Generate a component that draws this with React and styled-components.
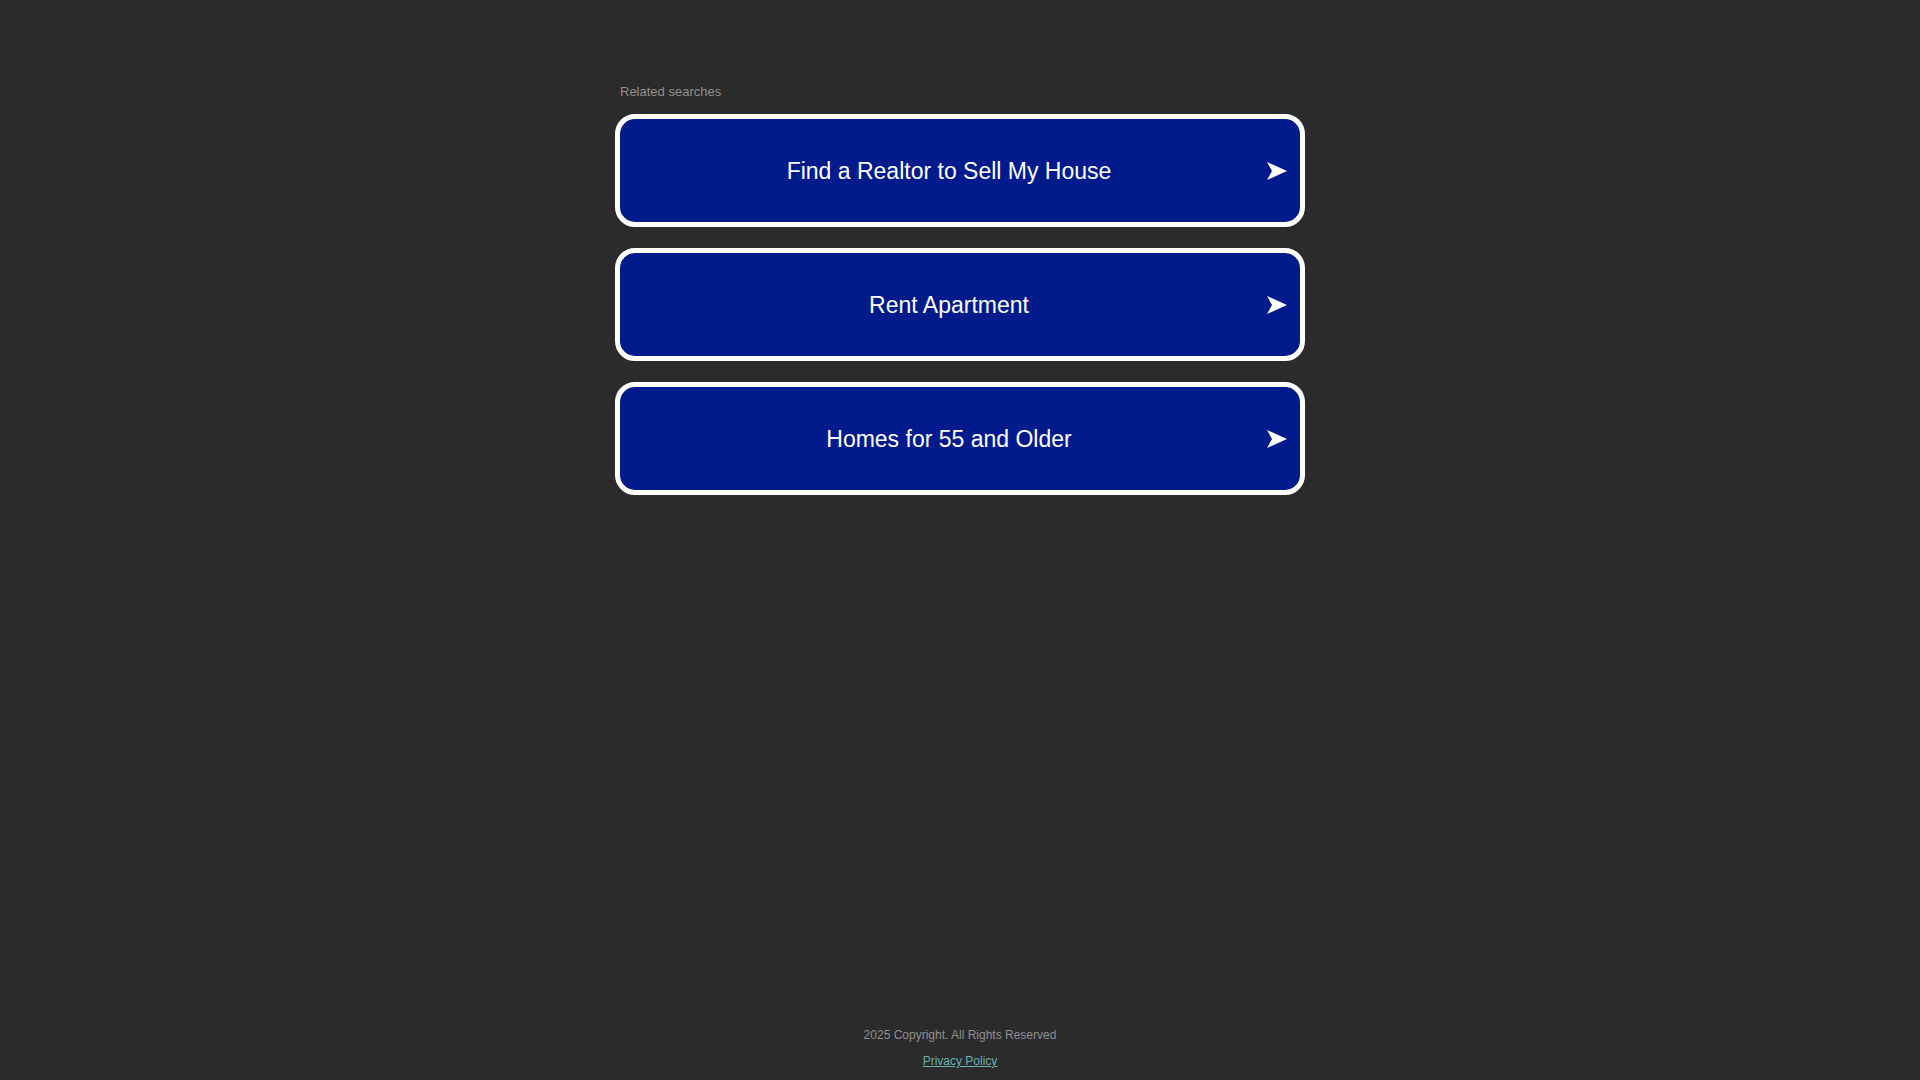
import React from 'react'
import styled, { createGlobalStyle } from 'styled-components'

const GlobalStyle = createGlobalStyle`
  html, body {
    margin: 0;
    padding: 0;
    background-color: #2b2b2b;
    font-family: "Liberation Sans", Arial, sans-serif;
  }
`

const Page = styled.div`
  min-height: 100vh;
  display: flex;
  flex-direction: column;
  align-items: center;
  box-sizing: border-box;
`

const Content = styled.main`
  width: 690px;
  padding-top: 84px;
  flex: 1;
`

const Heading = styled.div`
  color: #8f8f8f;
  font-size: 13px;
  line-height: 16px;
  padding-left: 5px;
  margin-bottom: 14px;
`

const List = styled.div`
  display: flex;
  flex-direction: column;
  gap: 21px;
`

const SearchLink = styled.a`
  display: flex;
  align-items: center;
  height: 113px;
  box-sizing: border-box;
  border: 5px solid #ffffff;
  border-radius: 20px;
  background-color: #011b8c;
  color: #ffffff;
  text-decoration: none;
  padding: 0 12px 0 12px;
  cursor: pointer;
`

const Label = styled.span`
  flex: 1;
  text-align: center;
  font-size: 23px;
  line-height: 26px;
`

const Arrow = styled.svg`
  width: 22px;
  height: 18px;
  flex: none;
`

const Footer = styled.footer`
  display: flex;
  flex-direction: column;
  align-items: center;
  gap: 12px;
  padding-bottom: 12px;
  font-size: 12px;
  line-height: 14px;
`

const Copy = styled.div`
  color: #8f8f8f;
`

const Privacy = styled.a`
  color: #6aaeb3;
  text-decoration: underline;
`

const searches = [
  'Find a Realtor to Sell My House',
  'Rent Apartment',
  'Homes for 55 and Older'
]

const ArrowIcon = () => (
  <Arrow viewBox="0 0 22 18">
    <path d="M1 0 L21 9 L1 18 L6 9 Z" fill="#ffffff" />
  </Arrow>
)

const App = () => (
  <Page>
    <GlobalStyle />
    <Content>
      <Heading>Related searches</Heading>
      <List>
        {searches.map(s => (
          <SearchLink key={s}>
            <Label>{s}</Label>
            <ArrowIcon />
          </SearchLink>
        ))}
      </List>
    </Content>
    <Footer>
      <Copy>2025 Copyright. All Rights Reserved</Copy>
      <Privacy href="#">Privacy Policy</Privacy>
    </Footer>
  </Page>
)

export default App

Exercise description
Take the listing above and print it exactly, apart from the pictures.

Solution
Generate a component that draws this with React and styled-components.
import React from 'react'
import styled, { createGlobalStyle } from 'styled-components'

const GlobalStyle = createGlobalStyle`
  html, body {
    margin: 0;
    padding: 0;
    background-color: #2b2b2b;
    font-family: "Liberation Sans", Arial, sans-serif;
  }
`

const Page = styled.div`
  min-height: 100vh;
  display: flex;
  flex-direction: column;
  align-items: center;
  box-sizing: border-box;
`

const Content = styled.main`
  width: 690px;
  padding-top: 84px;
  flex: 1;
`

const Heading = styled.div`
  color: #8f8f8f;
  font-size: 13px;
  line-height: 16px;
  padding-left: 5px;
  margin-bottom: 14px;
`

const List = styled.div`
  display: flex;
  flex-direction: column;
  gap: 21px;
`

const SearchLink = styled.a`
  display: flex;
  align-items: center;
  height: 113px;
  box-sizing: border-box;
  border: 5px solid #ffffff;
  border-radius: 20px;
  background-color: #011b8c;
  color: #ffffff;
  text-decoration: none;
  padding: 0 12px 0 12px;
  cursor: pointer;
`

const Label = styled.span`
  flex: 1;
  text-align: center;
  font-size: 23px;
  line-height: 26px;
`

const Arrow = styled.svg`
  width: 22px;
  height: 18px;
  flex: none;
`

const Footer = styled.footer`
  display: flex;
  flex-direction: column;
  align-items: center;
  gap: 12px;
  padding-bottom: 12px;
  font-size: 12px;
  line-height: 14px;
`

const Copy = styled.div`
  color: #8f8f8f;
`

const Privacy = styled.a`
  color: #6aaeb3;
  text-decoration: underline;
`

const searches = [
  'Find a Realtor to Sell My House',
  'Rent Apartment',
  'Homes for 55 and Older'
]

const ArrowIcon = () => (
  <Arrow viewBox="0 0 22 18">
    <path d="M1 0 L21 9 L1 18 L6 9 Z" fill="#ffffff" />
  </Arrow>
)

const App = () => (
  <Page>
    <GlobalStyle />
    <Content>
      <Heading>Related searches</Heading>
      <List>
        {searches.map(s => (
          <SearchLink key={s}>
            <Label>{s}</Label>
            <ArrowIcon />
          </SearchLink>
        ))}
      </List>
    </Content>
    <Footer>
      <Copy>2025 Copyright. All Rights Reserved</Copy>
      <Privacy href="#">Privacy Policy</Privacy>
    </Footer>
  </Page>
)

export default App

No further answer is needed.